Ford also supported a tougher vehicle stability index as outlined in the new law. Although it's "not perfect, at least it's a start," he says. "Rather than debate the issue, we felt: Let's get started, and we can modify the index later." The index looks at a vehicle's track and height and compares those to other vehicles with with identical dimensions. But it doesn't include content differences such as side air bags or "sophisticated anti-roll technology," information important to buyers.

Asked if the re-engineered 2002 Explorer will do better in the rollover index than the current model, Mr. Nasser says, "It's probably a notch better because it's a larger and wider vehicle."

Although clearly distracted during recent months by ripples from the tire issue, Mr. Nasser says Ford is not neglecting other concerns.

A chief focal point is Europe, where Ford lost $68 million during the first nine months of this year - compared to a $40 million profit in the same period in 1999 - amid price wars and stiffening competition, notably from Germany's Volkswagen AG.

On the plus side, Ford will have launched 45 new models over a five-year period starting in 1999 with the compact Focus. New for 2001 are replacements for the midsize Mondeo, Galaxy minivan and Transit commercial truck.

Ford also has closed the huge Dagenham complex in the U.K., revamped Halewood to build the X-type junior Jaguars, and is launching new diesel and gasoline engines. It also has a new manual gearbox outsourced with joint-venture partner Getrag, as well.

Ford also has concentrated on the market's high end, acquiring Volvo Cars and Land Rover and shoring up its global Premier Automotive Group.

On the lower end, Ford has been widely criticized for failing to update Fiesta, its high-volume small car last revamped in 1989, while arch competitors have introduced advanced new models.

Conceding that Ford may have sacrificed new products in Europe by concentrating too heavily on the U.S. during the '90s, he now says an all-new Fiesta and its derivatives "are prioritized" for introduction late in 2001.

Looking into 2001, Mr. Nasser says the industry still has plenty of firepower, including favorable national economic indicators, "incredible product innovation and creativity," and low prices. Together that translates into "the best value (buyers have seen) in at least 20 years."

North America remains focused on Ford's tire woes, but its faltering operations overseas, particularly in Europe, have the potential to wreak more havoc with its bottom line than the Firestone debacle. In the space of just two years, Ford's earnings outside the U.S. collapsed from $300 million in 1997 to a $300 million loss in 1999 (see WAW - June '00, p.34).

Analysts blame much of the problem on former Chairman Alex Trotman's "Ford 2000" plan for the automaker's current troubles, particularly in Europe. There it has an aging product line, its smallest market share in more than two decades and underutilized manufacturing plants.

Ford 2000 sought to cut costs and eliminate redundancies by consolidating global platforms, but it is faulted for severely weakening Ford's product portfolio outside North America.

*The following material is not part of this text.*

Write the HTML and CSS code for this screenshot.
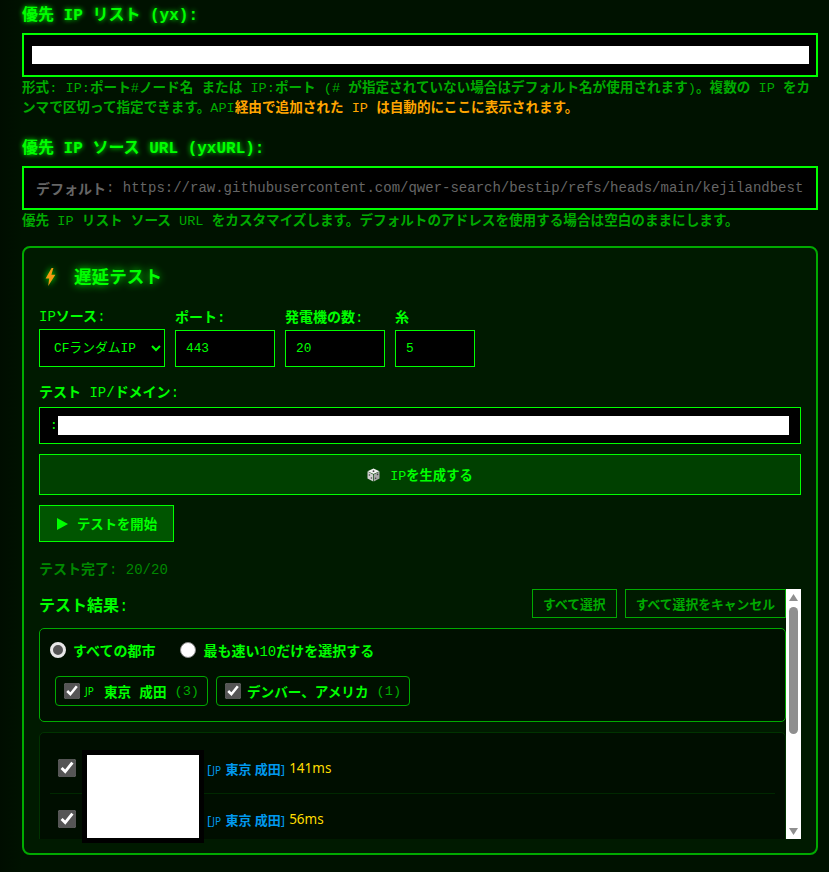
FILE: index.html
```html
<!DOCTYPE html>
<html lang="ja">
<head>
    <meta charset="UTF-8">
    <title>遅延テスト</title>
    <link rel="stylesheet" href="styles.css">
</head>
<body>
<div class="page">

    <!-- 优先IP -->
    <h3 class="field-title">優先 <span>IP</span> リスト (yx):</h3>
    <div class="textbox"><span class="mask"></span></div>
    <p class="hint">形式<i>: IP:</i>ポート<i>#</i>ノード名 または <i>IP:</i>ポート <i>(# </i>が指定されていない場合はデフォルト名が使用されます<i>)</i>。複数の <i>IP</i> をカンマで区切って指定できます。<i>API</i><em>経由で追加された <i>IP</i> は自動的にここに表示されます。</em></p>

    <h3 class="field-title second">優先 <span>IP</span> ソース <span>URL</span> (yxURL):</h3>
    <div class="textbox url">デフォルト<i>: https://raw.githubusercontent.com/qwer-search/bestip/refs/heads/main/kejilandbest</i></div>
    <p class="hint">優先 <i>IP</i> リスト ソース <i>URL</i> をカスタマイズします。デフォルトのアドレスを使用する場合は空白のままにします。</p>

    <!-- 延迟测试 -->
    <div class="card">
        <h3 class="card-title">
            <svg class="bolt" width="11" height="18" viewBox="0 0 11 18"><path d="M6.6 0 L0.6 10.4 L4.2 10.4 L3.2 18 L10.4 6.8 L6.4 6.8 L8.4 0 Z" fill="#f29a12"/></svg>
            <span>遅延テスト</span>
        </h3>

        <div class="options">
            <div class="option">
                <label><i>IP</i>ソース<i>:</i></label>
                <select class="source"><option>CFランダムIP</option></select>
            </div>
            <div class="option">
                <label>ポート:</label>
                <input class="num" type="text" value="443">
            </div>
            <div class="option">
                <label>発電機の数<i>:</i></label>
                <input class="num" type="text" value="20">
            </div>
            <div class="option">
                <label>糸</label>
                <input class="num small" type="text" value="5">
            </div>
        </div>

        <label class="test-label">テスト <i>IP/</i>ドメイン<i>:</i></label>
        <div class="testbox"><i>:</i><span class="mask"></span></div>

        <button class="gen-btn">
            <svg width="13" height="14" viewBox="0 0 13 14"><path d="M6.5 0.5 L12.5 3.2 L6.5 6 L0.5 3.2 Z" fill="#f2f2f2"/><path d="M0.5 3.6 L6.2 6.4 L6.2 13.5 L0.5 10.6 Z" fill="#d0d0d0"/><path d="M12.5 3.6 L6.8 6.4 L6.8 13.5 L12.5 10.6 Z" fill="#a8a8a8"/><circle cx="6.5" cy="3.2" r="0.9" fill="#444"/><circle cx="2.4" cy="7" r="0.8" fill="#444"/><circle cx="4.4" cy="10" r="0.8" fill="#444"/><circle cx="10.6" cy="6.4" r="0.8" fill="#444"/><circle cx="8.6" cy="10.2" r="0.8" fill="#444"/></svg>
            <span><i>IP</i>を生成する</span>
        </button>

        <button class="start-btn">
            <svg width="11" height="12" viewBox="0 0 11 12"><path d="M0 0 L11 6 L0 12 Z" fill="#00ff00"/></svg>
            <span>テストを開始</span>
        </button>

        <p class="status">テスト完了<i>: 20/20</i></p>

        <div class="results">
            <div class="results-inner">
                <div class="results-head">
                    <h4>テスト結果<i>:</i></h4>
                    <div class="head-btns">
                        <button>すべて選択</button>
                        <button>すべて選択をキャンセル</button>
                    </div>
                </div>

                <div class="filter">
                    <div class="radios">
                        <label><input type="radio" name="mode" checked><span>すべての都市</span></label>
                        <label><input type="radio" name="mode"><span>最も速い<i>10</i>だけを選択する</span></label>
                    </div>
                    <div class="chips">
                        <label class="chip"><input type="checkbox" checked><small>JP</small><span>東京 成田</span><i>(3)</i></label>
                        <label class="chip"><input type="checkbox" checked><span>デンバー、アメリカ</span><i>(1)</i></label>
                    </div>
                </div>

                <div class="list">
                    <div class="row"><input type="checkbox" checked><span class="loc">[<small>JP</small> <b>東京 成田</b>]</span><span class="ms">141ms</span></div>
                    <div class="row"><input type="checkbox" checked><span class="loc">[<small>JP</small> <b>東京 成田</b>]</span><span class="ms">56ms</span></div>
                </div>
            </div>

            <!-- 滚动条 -->
            <div class="scrollbar">
                <svg width="9" height="7" viewBox="0 0 9 7"><path d="M4.5 0 L9 7 L0 7 Z" fill="#8f8f8f"/></svg>
                <div class="thumb"></div>
                <svg class="down" width="9" height="7" viewBox="0 0 9 7"><path d="M0 0 L9 0 L4.5 7 Z" fill="#8f8f8f"/></svg>
            </div>
        </div>

        <!-- 遮住的部分 -->
        <div class="cover"></div>
    </div>

</div>
</body>
</html>
```

FILE: styles.css
```css
/*初始化*/
html,body{
    margin: 0;
    padding: 0;
    height: 872px;
    overflow: hidden;
}
body{
    background-color: #000f00;
    font-family: "Liberation Mono", "Noto Sans CJK JP", monospace;
    color: #00ff00;
}
i{
    font-style: normal;
    font-weight: normal;
}
h3,h4,p{
    margin: 0;
}

/*1.页面*/
.page{
    padding: 7px 11px 0 22px;
    background: linear-gradient(to right, #000d00, #001200 22px);
    height: 872px;
    box-sizing: border-box;
}
.field-title{
    font-size: 16px;
    line-height: 18px;
    margin-bottom: 8px;
    text-shadow: 0 0 5px #00ff00;
}
.field-title.second{
    margin-top: 21px;
}
.textbox{
    display: flex;
    height: 44px;
    box-sizing: border-box;
    padding: 11px 7px 11px 8px;
    border: 2px solid #00ff00;
    background-color: #000;
}
.mask{
    flex: 1;
    background-color: #fff;
}
.textbox.url{
    align-items: center;
    padding: 0 12px;
    font-size: 14px;
    font-weight: bold;
    white-space: nowrap;
    color: #666;
}
.hint{
    margin-top: 2px;
    font-size: 13.6px;
    line-height: 20px;
    font-weight: bold;
    color: #00aa00;
}
.hint em{
    font-style: normal;
    color: #ffa500;
}

/*2.延迟测试卡片*/
.card{
    position: relative;
    margin-top: 14px;
    padding: 15px 15px 14px;
    border: 2px solid #00aa00;
    border-radius: 8px;
    background-color: #001a00;
}
.card-title{
    display: flex;
    align-items: center;
    gap: 18px;
    height: 24px;
    padding-left: 6px;
    font-size: 17.6px;
    text-shadow: 0 0 8px #00ff00;
}
.bolt{
    margin-top: 4px;
    filter: drop-shadow(0 0 3px #00ff00);
}
.options{
    display: flex;
    align-items: flex-end;
    gap: 10px;
    margin-top: 20px;
}
.option label,.test-label{
    display: block;
    font-size: 14px;
    line-height: 20px;
    font-weight: bold;
}
.option label{
    margin-bottom: 2px;
}
.source{
    display: block;
    width: 126px;
    height: 38px;
    padding: 0 8px 0 10px;
    border: 1px solid #00ff00;
    border-radius: 0;
    background-color: #000;
    color: #00ff00;
    font-family: inherit;
    font-size: 12.8px;
}
.num{
    display: block;
    width: 100px;
    height: 37px;
    box-sizing: border-box;
    padding: 0 10px;
    border: 1px solid #00ff00;
    background-color: #000;
    color: #00ff00;
    font-family: inherit;
    font-size: 12.8px;
}
.num.small{
    width: 80px;
}
.test-label{
    margin-top: 16px;
}
.testbox{
    display: flex;
    align-items: center;
    height: 37px;
    box-sizing: border-box;
    margin-top: 4px;
    padding: 0 11px 0 10px;
    border: 1px solid #00ff00;
    background-color: #000;
    font-size: 12.8px;
}
.testbox .mask{
    height: 19px;
}

/*3.按钮*/
button{
    font-family: inherit;
    font-weight: bold;
    cursor: pointer;
}
.gen-btn{
    display: flex;
    align-items: center;
    justify-content: center;
    gap: 10px;
    width: 100%;
    height: 41px;
    margin-top: 10px;
    border: 1px solid #00ff00;
    background-color: #004000;
    color: #00ff00;
    font-size: 13.33px;
}
.start-btn{
    display: flex;
    align-items: center;
    gap: 9px;
    width: 135px;
    height: 37px;
    margin-top: 10px;
    padding: 0 0 0 17px;
    border: 1px solid #00ff00;
    background-color: #005500;
    color: #00ff00;
    font-size: 13.33px;
}
.status{
    margin-top: 18px;
    font-size: 14px;
    line-height: 20px;
    font-weight: bold;
    color: #008800;
}

/*4.结果*/
.results{
    display: flex;
    height: 250px;
    margin-top: 9px;
}
.results-inner{
    flex: 1;
    min-width: 0;
    overflow: hidden;
}
.scrollbar{
    display: flex;
    flex-direction: column;
    align-items: center;
    width: 15px;
    padding: 5px 0 4px;
    box-sizing: border-box;
    background-color: #fff;
}
.thumb{
    width: 9px;
    height: 127px;
    margin-top: 6px;
    border-radius: 5px;
    background-color: #8f8f8f;
}
.scrollbar .down{
    margin-top: auto;
}
.results-head{
    display: flex;
    justify-content: space-between;
    align-items: center;
    height: 29px;
}
.results-head h4{
    font-size: 16px;
}
.head-btns{
    display: flex;
    gap: 8px;
}
.head-btns button{
    height: 29px;
    padding: 0 10px;
    border: 1px solid #00aa00;
    background-color: transparent;
    color: #00aa00;
    font-size: 12.8px;
}
.filter{
    height: 94px;
    box-sizing: border-box;
    margin-top: 10px;
    padding: 11px 10px;
    border: 1px solid #00aa00;
    border-radius: 5px;
    background-color: #001000;
}
.radios{
    display: flex;
    gap: 25px;
    font-size: 14px;
    font-weight: bold;
}
.radios label{
    display: flex;
    align-items: center;
    gap: 7px;
    height: 20px;
}
.radios input{
    appearance: none;
    width: 16px;
    height: 16px;
    margin: 0;
    border: 1px solid #8a8a8a;
    border-radius: 50%;
    background-color: #fff;
}
.radios input:checked{
    border: 3px solid #e8e8e8;
    background-color: #555;
}
.chips{
    display: flex;
    gap: 8px;
    margin: 16px 0 0 5px;
}
.chip{
    display: flex;
    align-items: center;
    height: 30px;
    box-sizing: border-box;
    padding: 0 8px;
    border: 1px solid #00aa00;
    border-radius: 4px;
    font-size: 13.6px;
    font-weight: bold;
    white-space: pre;
}
.chip input{
    width: 16px;
    height: 16px;
    margin: 0 6px 0 0;
    accent-color: #555;
}
.chip small{
    font-family: "Noto Sans", sans-serif;
    font-size: 10px;
    font-weight: normal;
    width: 10px;
    margin: 0 9px 0 -1px;
}
.chip i{
    margin-left: 8px;
    color: #00aa00;
}
.list{
    margin-top: 10px;
    height: 120px;
    box-sizing: border-box;
    padding: 10px 10px 0;
    border: 1px solid #003300;
    border-radius: 5px;
    background-color: #000e00;
}
.row{
    display: flex;
    align-items: center;
    height: 51px;
    box-sizing: border-box;
    padding-left: 8px;
    border-bottom: 1px solid #002800;
    font-family: "Noto Sans", "Noto Sans CJK JP", sans-serif;
    font-size: 13px;
}
.row input{
    width: 18px;
    height: 18px;
    margin: 0 131px 0 0;
    accent-color: #555;
}
.loc{
    color: #0099ee;
    margin-right: 4px;
}
.loc small{
    font-size: 10px;
    margin: 0 1px;
}
.ms{
    color: #ffdd00;
    font-size: 13.5px;
}

/*5.遮挡块*/
.cover{
    position: absolute;
    left: 58px;
    top: 502px;
    width: 112px;
    height: 83px;
    border: 5px solid #000;
    background-color: #fff;
}
```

Mr. Nasser won't criticize Ford 2000, but he admits the strategy did shift talent and resources to the U.S. to the point that it hurt Europe initiatives.

"We had some of our best talent and some of our most intense focus here in the U.S. market. I think while that was happening, we missed the product lead in Europe."

"Europe is disappointing for us because the market is reasonably strong, but we were caught without a full range of products," he adds.

However, he now argues the dramatic restructuring of European operations and 45 new products coming out in the next five years will turn things around.

He's especially optimistic about the recently launched Ford Mondeo. "The German magazines who find it difficult to say anything nice about anybody except a couple of German companies, rated it the best car in its segment," he says proudly.

"We'll be profitable next year, and we'll get better over time. It's not going to be a dramatic improvement, but it will be steady improvement."

Interestingly, he says Ford isn't planning to offer a direct competitor to General Motors Corp.'s highly successful 7-seat Zafira microvan. "I like the product," he says. "But our view is that if we're going to invest in a new segment, we'd like it to be in a segment that we've created. If a vehicle already is out there in the marketplace and customers can be satisfied buying the competitive vehicle, then I'd rather we do something else," Mr. Nasser says. "That's the kind of direction that we're headed in."

And despite the decision to pass on buying Korean automaker Daewoo Motor Co. Ltd., Mr. Nasser expresses confidence in Ford's strategy for Asia and Asia/Pacific. That includes a "very good" manufacturing venture in India, joint ventures in Thailand and Malaysia and new plants in the Philippines and Vietnam. "We'd like to do more in China" he adds, noting that Ford now is considering doing a car program with Changang Automobile Group Co. in Western China.

For a few months it looked as though the Ford Motor Co. had one-upped General Motors Corp. by obtaining exclusive rights to bid on South Korea's Daewoo Motor Corp.

GM President G. Richard Wagoner proved to be prescient when, after the Ford deal surfaced, he told reporters that "It's not over yet." And indeed, GM is back at Daewoo's door, trying to work out a deal.

Perhaps equally intriguing is why Ford took a powder. President and CEO Jacques Nasser clears that up in a WAW interview:

"They're a good company, and we wanted to have a very good look at how they would fit with our strategy. We didn't know much about Daewoo. We knew they were a strong manufacturer in Korea and also a low-cost producer in Europe.

"But we didn't know their real strengths and weakness, how they would complement us, and how they would fit in with what we wanted to do. We were impressed with some of their manufacturing abilities and engineering and technology capabilities.

"But the more we looked at it, the more we became convinced they probably weren't the right partner for us. In every instance going back to Jaguar or Volvo or Hertz - whenever we decided on partnerships we looked at how do we integrate them, how do we make it function. We also thought deeply about how good it would be for them (Daewoo), and the more we thought, the more it was going to be an extremely difficult process. It was not a financial decision."